The two carmina that survive today are the Carmen Saliare and the Carmen Arvale.  And, unfortunately, though I say “survive”, I don’t mean that they survive in their entirety.  Rather, what we have are fragments of a much larger picture, and sometimes what we do have isn’t even translatable.

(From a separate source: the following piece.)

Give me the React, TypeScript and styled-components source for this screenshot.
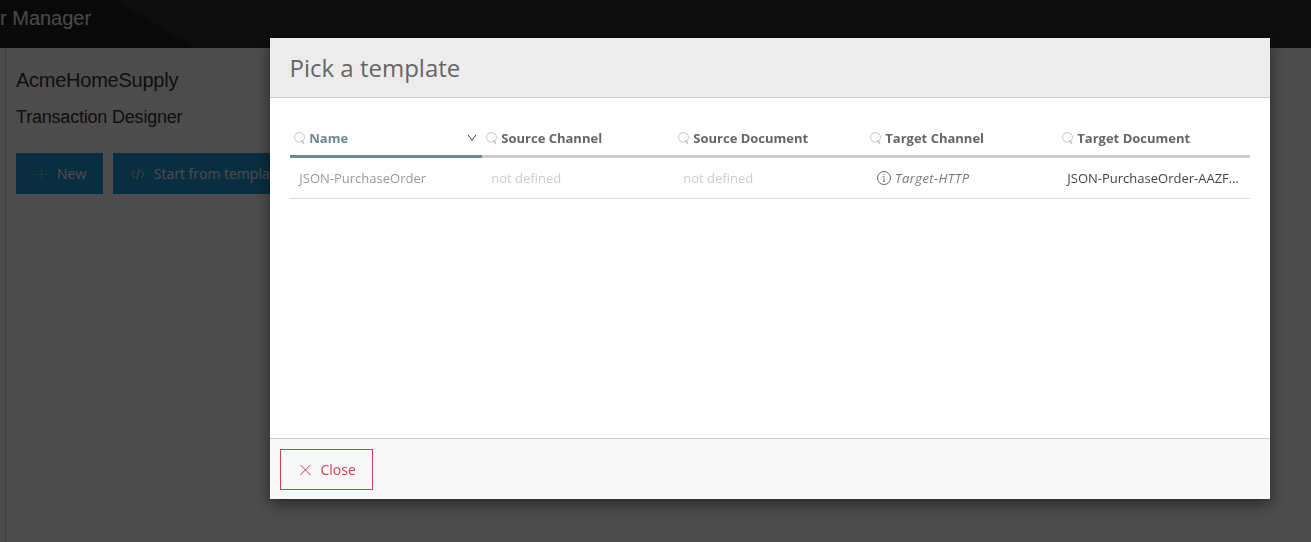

Hell, they weren’t even translatable to the Romans of the mid-and-late Republic.

The Carmen Arvale

This carmen was chanted by the Fratres Arvales, or the Arval priests.  These were the priests of the Dea Dia, goddess of growth, and were primarily concerned with the growth of crops.  This carmen would be chanted during the Ambarvalia, a festival taking place on May 29th.  The opening words are very famous:

e nos, Lases, iuuate

e nos Lases, iuuate

e nos Lases, iuuate

 

neue lue rue Marmar sins incurrere in pleores

neue lue rue Marmar sins incurrere in pleores

neue lue rue Marmar sins incurrere in pleores

 

satur fu, fere Mars, limen stali, sta berber

satur fu, fere Mars, limen stali, sta berber

satur fu, fere Mars, limen stali, sta berber

 

semunis alternei aduo capit conctos

semunis alternei aduo capit conctos

semunis alternei aduo capit conctos

 

enos Marmor iuuato

enos Marmor iuuato

enos Marmor iuuato

 

triumpe triumpe triumpe triumpe triumpe

 

What that basically is, is a plea for the Lares (called Lases here, evidence of its archaic nature) and for Mars (called Marmar, Mars, and Marmor) to aid the chanters.  It is asking for mars to not let plagues or disasters destroy the crops, and is asking him to be satiated in dance.  “Semunis” are the Semones, possibly sowing deities.

The “limen stali, sta berber” is quite possibly a non-chanted portion, serving as directions for the priests to “jump over the barrier, stand!”

 

The Carmen Saliare

This carmen is far more fragmented and indecipherable than the Carmen Arvale.  It was chanted by the Salii, the “leaping priests” of Mars, and was performed at several times during March and October.

What we do have of the carmen is as follows, preserved by Varro in de Lingua Latina and Terentius Scaurus in de Orthographia:

 

divum empta cante, divum deo supplicate

cume tonas, Leucesie, prae tet tremonti

quot ibet etinei de is cum tonarem (or) quom tibi cunei decstumum tonaront

cozeulodorieso (?)

omnia vero adpatula coemisse

Ian cusianes duonus ceruses dunus Ianusve

vet pom melios eum recum.

 

It translates roughly to:

 

Sing of him, the father of the gods!  Appeal to the God of gods!

When you thunder, O God of Light, they tremble before you!

All gods beneath you have heard your thunder!

…?

But to have acquired all that is spread out

Now the good … of Ceres … or Ianus …

 

The weird cozeulodorieso has been proposed to be osculo dolori ero, meaning “I shall be as a kiss to grief”, but we really don’t know.